▸ **AIM OF THE TASK**:
Filter the listing below, copying every line in which the word "screenshot" appears.

▸ **ENTRIES PROVIDED**:
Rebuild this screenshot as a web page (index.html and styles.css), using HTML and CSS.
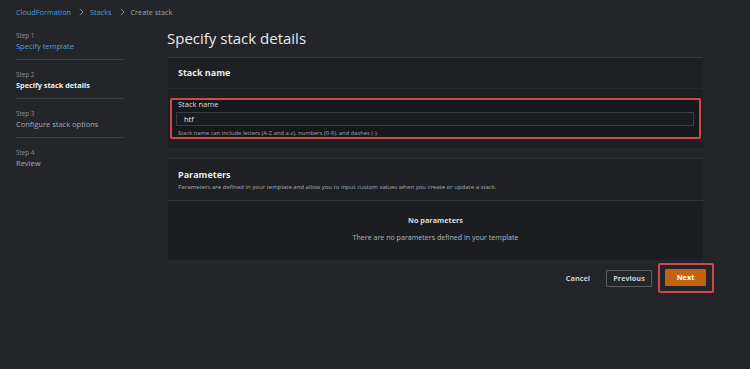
FILE: index.html
```html
<!DOCTYPE html>
<html lang="en">
<head>
<meta charset="utf-8">
<title>Create stack</title>
<link rel="stylesheet" href="styles.css">
</head>
<body>
<nav class="breadcrumb">
  <a class="crumb-link" href="#">CloudFormation</a>
  <svg class="chev" viewBox="0 0 5 8" width="5" height="8"><path d="M1 0.8 L4 4 L1 7.2" fill="none" stroke="#8d9196" stroke-width="1"/></svg>
  <a class="crumb-link" href="#">Stacks</a>
  <svg class="chev" viewBox="0 0 5 8" width="5" height="8"><path d="M1 0.8 L4 4 L1 7.2" fill="none" stroke="#8d9196" stroke-width="1"/></svg>
  <span class="crumb-current">Create stack</span>
</nav>
<div class="layout">
  <aside class="steps">
    <div class="step">
      <div class="step-num">Step 1</div>
      <a class="step-title link" href="#">Specify template</a>
    </div>
    <div class="step">
      <div class="step-num">Step 2</div>
      <div class="step-title active">Specify stack details</div>
    </div>
    <div class="step">
      <div class="step-num">Step 3</div>
      <div class="step-title">Configure stack options</div>
    </div>
    <div class="step last">
      <div class="step-num">Step 4</div>
      <div class="step-title">Review</div>
    </div>
  </aside>
  <main class="main">
    <h1 class="page-title">Specify stack details</h1>
    <section class="panel">
      <div class="panel-header">
        <h2 class="panel-title">Stack name</h2>
      </div>
      <div class="panel-body">
        <div class="field highlight">
          <label class="field-label" for="sn">Stack name</label>
          <div class="input" id="sn">htf</div>
          <div class="field-hint">Stack name can include letters (A-Z and a-z), numbers (0-9), and dashes (-).</div>
        </div>
      </div>
    </section>
    <section class="panel params">
      <div class="panel-header params-header">
        <h2 class="panel-title">Parameters</h2>
        <p class="panel-desc">Parameters are defined in your template and allow you to input custom values when you create or update a stack.</p>
      </div>
      <div class="empty">
        <div class="empty-title">No parameters</div>
        <div class="empty-text">There are no parameters defined in your template</div>
      </div>
    </section>
    <div class="actions">
      <button class="btn btn-link">Cancel</button>
      <button class="btn btn-normal">Previous</button>
      <span class="btn-highlight"><button class="btn btn-primary">Next</button></span>
    </div>
  </main>
</div>
</body>
</html>
```

FILE: styles.css
```css
html, body {
  margin: 0;
  padding: 0;
}
body {
  width: 750px;
  height: 369px;
  overflow: hidden;
  background: #232528;
  font-family: "Open Sans", "Noto Sans", sans-serif;
  color: #d1d5db;
}
a { text-decoration: none; }

.breadcrumb {
  display: flex;
  align-items: center;
  padding: 6px 16px 0;
  height: 12px;
  font-size: 7.3px;
  line-height: 12px;
}
.crumb-link { color: #4f9fdc; }
.crumb-current { color: #9ea2a7; }
.chev { margin: 0 6px 0 8px; }

.layout {
  display: flex;
}

.steps {
  width: 108px;
  margin-left: 16px;
  padding-top: 3px;
  flex: none;
}
.step {
  padding: 9px 0 7px;
  border-bottom: 1px solid #3a3d41;
  height: 22px;
}
.step.last { border-bottom: none; }
.step-num {
  font-size: 6.3px;
  line-height: 11px;
  color: #8d9196;
}
.step-title {
  display: block;
  font-size: 7.5px;
  line-height: 11px;
  color: #a7abb0;
  white-space: nowrap;
}
.step-title.link { color: #4f9fdc; }
.step-title.active { color: #eef0f2; font-weight: 700; font-size: 7.3px; }

.main {
  margin-left: 43px;
  width: 536px;
  flex: none;
}
.page-title {
  margin: 10px 0 9px;
  font-size: 15px;
  line-height: 20px;
  font-weight: 400;
  color: #e9ebed;
}

.panel {
  margin-left: 1px;
  background: #1d1f22;
  border-top: 1px solid #36393d;
}
.panel-header {
  padding: 8px 10px 8px;
  border-bottom: 1px solid #26282c;
  background: #1e2023;
}
.panel-title {
  margin: 0;
  font-size: 9px;
  line-height: 14px;
  font-weight: 700;
  color: #e9ebed;
}
.panel-body {
  padding: 9px 2px 9px;
}

.field.highlight {
  border: 2px solid #d4464d;
  border-radius: 2px;
  background: #17181b;
}
.field-label {
  display: block;
  padding-left: 6px;
  font-size: 7.5px;
  line-height: 8px;
  color: #dcdfe2;
}
.input {
  margin: 4px 5px 0 4px;
  height: 12px;
  border: 1px solid #3a3d41;
  background: #1a1b1e;
  padding-left: 7px;
  font-size: 7.5px;
  line-height: 12px;
  color: #eceef0;
}
.field-hint {
  margin-top: 3px;
  padding-left: 6px;
  font-size: 5.8px;
  line-height: 8px;
  color: #a2a6ab;
  white-space: nowrap;
}

.params {
  margin-top: 10px;
  border-top: 1px solid #2e3135;
}
.params-header {
  padding: 9px 10px 8px;
  border-bottom: 1px solid #2f3236;
}
.panel-desc {
  margin: 1px 0 0;
  font-size: 6px;
  line-height: 9px;
  color: #a9adb2;
  white-space: nowrap;
}
.empty {
  background: #1b1d20;
  height: 59px;
  padding-top: 14px;
  box-sizing: border-box;
  text-align: center;
}
.empty-title {
  font-size: 7.3px;
  line-height: 10px;
  font-weight: 700;
  color: #d6d9dc;
}
.empty-text {
  margin-top: 7px;
  font-size: 7.1px;
  line-height: 10px;
  color: #b4b8bc;
}

.actions {
  display: flex;
  justify-content: flex-end;
  align-items: center;
  margin-top: 3px;
  margin-right: -11px;
}
.btn {
  font-family: "Open Sans", "Noto Sans", sans-serif;
  font-size: 7.3px;
  font-weight: 700;
  height: 17px;
  line-height: 15px;
  border-radius: 1px;
  padding: 0;
  cursor: pointer;
}
.btn-link {
  background: none;
  border: none;
  color: #c9cdd1;
  padding: 0 8px;
  margin-right: 8px;
}
.btn-normal {
  background: transparent;
  border: 1px solid #5a5f66;
  color: #c9cdd1;
  width: 46px;
  margin-right: 6px;
}
.btn-highlight {
  display: flex;
  border: 2px solid #d4464d;
  border-radius: 2px;
  padding: 4px 6px 5px 5px;
}
.btn-primary {
  width: 41px;
  background: #c5620f;
  border: 1px solid #c5620f;
  color: #ffffff;
}
```
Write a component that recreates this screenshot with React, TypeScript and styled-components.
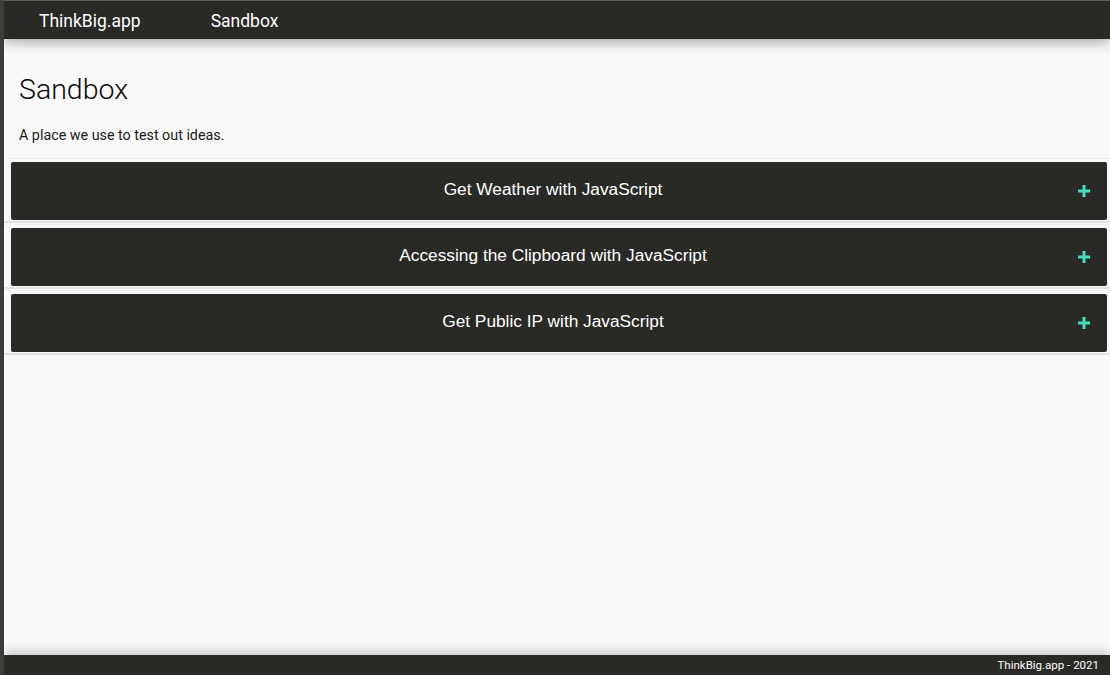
import { ReactElement } from 'react';
import styled, { createGlobalStyle } from 'styled-components';

const GlobalStyle = createGlobalStyle`
  html, body {
    margin: 0;
    padding: 0;
    height: 100%;
    background-color: #3c3c3c;
  }

  #root {
    height: 100%;
  }

  * {
    box-sizing: border-box;
  }
`;

const Page = styled.div`
  background-color: #f9f9f9;
  border-left: 4px solid #3c3c3c;
  border-top: 1px solid #5a5a5a;
  display: flex;
  flex-direction: column;
  height: 100vh;
  overflow: hidden;
`;

const Header = styled.header`
  align-items: center;
  background-color: #292a25;
  box-shadow: 0 4px 12px rgba(0, 0, 0, 0.3);
  display: flex;
  flex: 0 0 38px;
  gap: 70px;
  padding: 2px 35px 0;
  position: relative;
  z-index: 1;
`;

const NavLink = styled.a`
  color: #ffffff;
  font-family: Roboto, 'Noto Sans', sans-serif;
  font-size: 17.5px;
  font-weight: 400;
  text-decoration: none;
`;

const Main = styled.main`
  flex: 1 1 auto;
  padding-top: 33px;
`;

const Intro = styled.section`
  padding: 0 15px;
`;

const Title = styled.h1`
  color: #0a0a0a;
  font-family: Roboto, 'Noto Sans', sans-serif;
  font-size: 28.5px;
  font-weight: 300;
  line-height: 36px;
  margin: 0 0 18px;
`;

const Lead = styled.p`
  color: #1a1a1a;
  font-family: Roboto, 'Noto Sans', sans-serif;
  font-size: 14.3px;
  line-height: 18px;
  margin: 0 0 14px;
`;

const Section = styled.div`
  border-bottom: 2px solid #e2e2e2;
  border-top: 1px solid #efefef;
  margin-bottom: 1px;
  padding: 3px 3px 1px 7px;
`;

const Item = styled.button`
  align-items: center;
  background-color: #292a25;
  border: none;
  border-radius: 2px;
  color: #ffffff;
  cursor: pointer;
  display: flex;
  font-family: 'Liberation Sans', Arial, sans-serif;
  font-size: 17.3px;
  height: 58px;
  justify-content: center;
  padding: 0 52px 3px 40px;
  position: relative;
  width: 100%;
`;

const PlusIcon = styled.svg`
  position: absolute;
  right: 17px;
  top: 50%;
  transform: translateY(-50%);
`;

const Footer = styled.footer`
  align-items: center;
  background-color: #292a25;
  box-shadow: 0 -4px 10px rgba(0, 0, 0, 0.18);
  color: #ffffff;
  display: flex;
  flex: 0 0 20px;
  font-family: Roboto, 'Noto Sans', sans-serif;
  font-size: 11.5px;
  justify-content: flex-end;
  padding: 0 11px;
`;

const topics = [
  'Get Weather with JavaScript',
  'Accessing the Clipboard with JavaScript',
  'Get Public IP with JavaScript',
];

function Plus(): ReactElement {
  return (
    <PlusIcon width="12" height="12" viewBox="0 0 12 12">
      <defs>
        <linearGradient id="plusGrad" x1="0" y1="0" x2="1" y2="0">
          <stop offset="0" stopColor="#3fd6c4" />
          <stop offset="1" stopColor="#44e8b4" />
        </linearGradient>
      </defs>
      <rect x="4.5" y="0" width="3" height="12" fill="url(#plusGrad)" />
      <rect x="0" y="4.5" width="12" height="3" fill="url(#plusGrad)" />
    </PlusIcon>
  );
}

function App(): ReactElement {
  return (
    <>
      <GlobalStyle />
      <Page>
        <Header>
          <NavLink href="#">ThinkBig.app</NavLink>
          <NavLink href="#">Sandbox</NavLink>
        </Header>
        <Main>
          <Intro>
            <Title>Sandbox</Title>
            <Lead>A place we use to test out ideas.</Lead>
          </Intro>
          {topics.map(topic => (
            <Section key={topic}>
              <Item>
                {topic}
                <Plus />
              </Item>
            </Section>
          ))}
        </Main>
        <Footer>ThinkBig.app - 2021</Footer>
      </Page>
    </>
  );
}

export default App;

▸ **RESULT BELOW**:
Rebuild this screenshot as a web page (index.html and styles.css), using HTML and CSS.
Write a component that recreates this screenshot with React, TypeScript and styled-components.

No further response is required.